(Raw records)
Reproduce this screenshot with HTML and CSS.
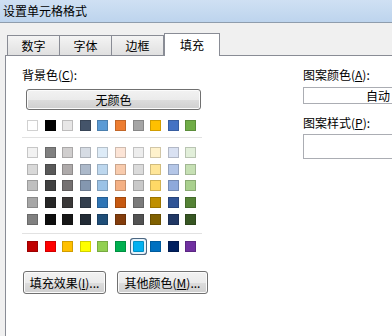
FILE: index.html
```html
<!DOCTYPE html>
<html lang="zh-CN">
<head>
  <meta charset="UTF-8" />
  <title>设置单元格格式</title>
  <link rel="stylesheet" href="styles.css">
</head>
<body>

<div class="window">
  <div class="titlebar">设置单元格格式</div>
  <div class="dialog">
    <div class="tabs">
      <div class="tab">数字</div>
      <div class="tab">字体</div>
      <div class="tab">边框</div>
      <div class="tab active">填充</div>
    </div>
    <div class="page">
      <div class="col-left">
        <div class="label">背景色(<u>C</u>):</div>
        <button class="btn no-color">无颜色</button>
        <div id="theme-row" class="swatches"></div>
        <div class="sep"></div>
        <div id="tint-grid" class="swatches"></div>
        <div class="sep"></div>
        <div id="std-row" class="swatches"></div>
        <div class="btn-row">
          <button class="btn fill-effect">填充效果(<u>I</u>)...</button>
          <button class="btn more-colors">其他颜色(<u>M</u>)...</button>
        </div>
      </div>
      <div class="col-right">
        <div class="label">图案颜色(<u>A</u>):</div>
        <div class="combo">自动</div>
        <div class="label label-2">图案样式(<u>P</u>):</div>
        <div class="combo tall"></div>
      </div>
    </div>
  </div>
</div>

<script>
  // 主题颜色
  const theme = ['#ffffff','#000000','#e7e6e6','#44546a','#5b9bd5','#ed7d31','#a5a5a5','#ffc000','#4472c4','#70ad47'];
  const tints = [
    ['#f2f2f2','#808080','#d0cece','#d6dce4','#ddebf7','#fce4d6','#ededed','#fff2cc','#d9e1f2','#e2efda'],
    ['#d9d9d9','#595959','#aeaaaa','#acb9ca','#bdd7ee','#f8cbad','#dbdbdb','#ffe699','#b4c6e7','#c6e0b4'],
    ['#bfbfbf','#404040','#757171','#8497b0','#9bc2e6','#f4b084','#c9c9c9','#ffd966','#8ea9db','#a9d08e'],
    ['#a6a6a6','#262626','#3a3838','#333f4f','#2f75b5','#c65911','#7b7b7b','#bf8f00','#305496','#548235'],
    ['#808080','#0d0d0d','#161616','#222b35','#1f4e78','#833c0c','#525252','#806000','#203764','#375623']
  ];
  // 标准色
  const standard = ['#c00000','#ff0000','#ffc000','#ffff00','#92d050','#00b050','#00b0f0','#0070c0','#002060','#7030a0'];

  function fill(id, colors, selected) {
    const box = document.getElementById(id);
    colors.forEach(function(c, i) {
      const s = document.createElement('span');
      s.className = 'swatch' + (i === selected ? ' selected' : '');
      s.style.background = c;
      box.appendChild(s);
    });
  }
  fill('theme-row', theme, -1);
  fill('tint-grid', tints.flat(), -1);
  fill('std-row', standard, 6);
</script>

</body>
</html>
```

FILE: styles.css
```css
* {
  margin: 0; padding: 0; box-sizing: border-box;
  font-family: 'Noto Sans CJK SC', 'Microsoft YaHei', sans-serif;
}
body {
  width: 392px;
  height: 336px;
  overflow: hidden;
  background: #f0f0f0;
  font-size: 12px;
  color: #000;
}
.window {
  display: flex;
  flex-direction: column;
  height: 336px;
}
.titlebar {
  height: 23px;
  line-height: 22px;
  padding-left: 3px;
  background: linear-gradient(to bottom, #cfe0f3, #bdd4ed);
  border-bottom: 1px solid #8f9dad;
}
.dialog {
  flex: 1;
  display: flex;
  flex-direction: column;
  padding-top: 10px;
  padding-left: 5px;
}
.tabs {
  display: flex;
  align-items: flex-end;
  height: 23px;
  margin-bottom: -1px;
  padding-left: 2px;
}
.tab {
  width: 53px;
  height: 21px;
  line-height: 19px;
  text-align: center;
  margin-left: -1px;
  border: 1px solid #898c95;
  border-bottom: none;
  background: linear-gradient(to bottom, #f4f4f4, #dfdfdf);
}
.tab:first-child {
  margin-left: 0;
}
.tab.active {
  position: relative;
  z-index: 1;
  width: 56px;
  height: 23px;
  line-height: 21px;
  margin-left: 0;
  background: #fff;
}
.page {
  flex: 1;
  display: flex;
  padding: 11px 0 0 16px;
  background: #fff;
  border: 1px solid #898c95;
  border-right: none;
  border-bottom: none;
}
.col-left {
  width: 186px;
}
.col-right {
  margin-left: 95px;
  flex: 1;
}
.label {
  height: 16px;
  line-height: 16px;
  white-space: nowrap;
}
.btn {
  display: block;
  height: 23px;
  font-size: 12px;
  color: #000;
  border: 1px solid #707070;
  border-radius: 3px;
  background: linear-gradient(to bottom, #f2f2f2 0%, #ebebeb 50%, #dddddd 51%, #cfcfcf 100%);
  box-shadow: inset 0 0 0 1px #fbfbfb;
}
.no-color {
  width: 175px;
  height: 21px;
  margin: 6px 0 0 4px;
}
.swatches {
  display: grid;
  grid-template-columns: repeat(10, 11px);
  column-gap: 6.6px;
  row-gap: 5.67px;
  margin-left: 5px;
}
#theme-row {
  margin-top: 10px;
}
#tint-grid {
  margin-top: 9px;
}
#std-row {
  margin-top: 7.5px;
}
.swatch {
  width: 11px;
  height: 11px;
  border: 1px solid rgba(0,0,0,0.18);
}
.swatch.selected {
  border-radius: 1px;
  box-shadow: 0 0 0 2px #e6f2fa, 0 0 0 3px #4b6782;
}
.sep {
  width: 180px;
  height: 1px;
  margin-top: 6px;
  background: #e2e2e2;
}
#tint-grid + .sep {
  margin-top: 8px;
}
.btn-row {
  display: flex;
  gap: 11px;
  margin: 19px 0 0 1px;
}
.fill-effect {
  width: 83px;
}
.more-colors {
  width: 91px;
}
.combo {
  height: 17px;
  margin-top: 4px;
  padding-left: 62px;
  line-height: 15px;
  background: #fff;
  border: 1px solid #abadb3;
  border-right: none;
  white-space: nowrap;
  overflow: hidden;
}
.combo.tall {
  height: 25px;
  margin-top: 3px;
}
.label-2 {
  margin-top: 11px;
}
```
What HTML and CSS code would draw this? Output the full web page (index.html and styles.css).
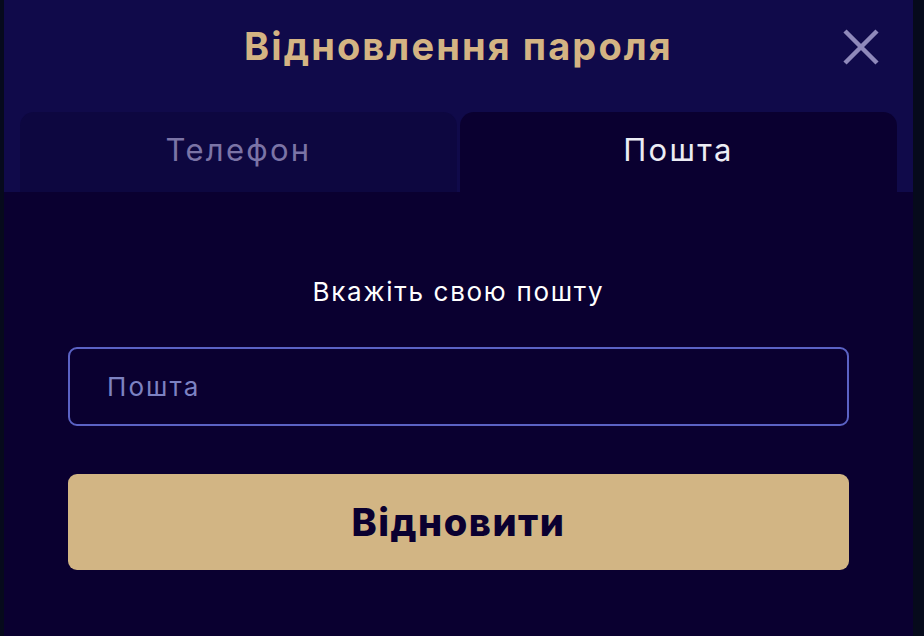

SET TASK:
Search the entries for "this" and copy out each line that has it.

TASK ANSWER:
Reproduce this screenshot with HTML and CSS.
What HTML and CSS code would draw this? Output the full web page (index.html and styles.css).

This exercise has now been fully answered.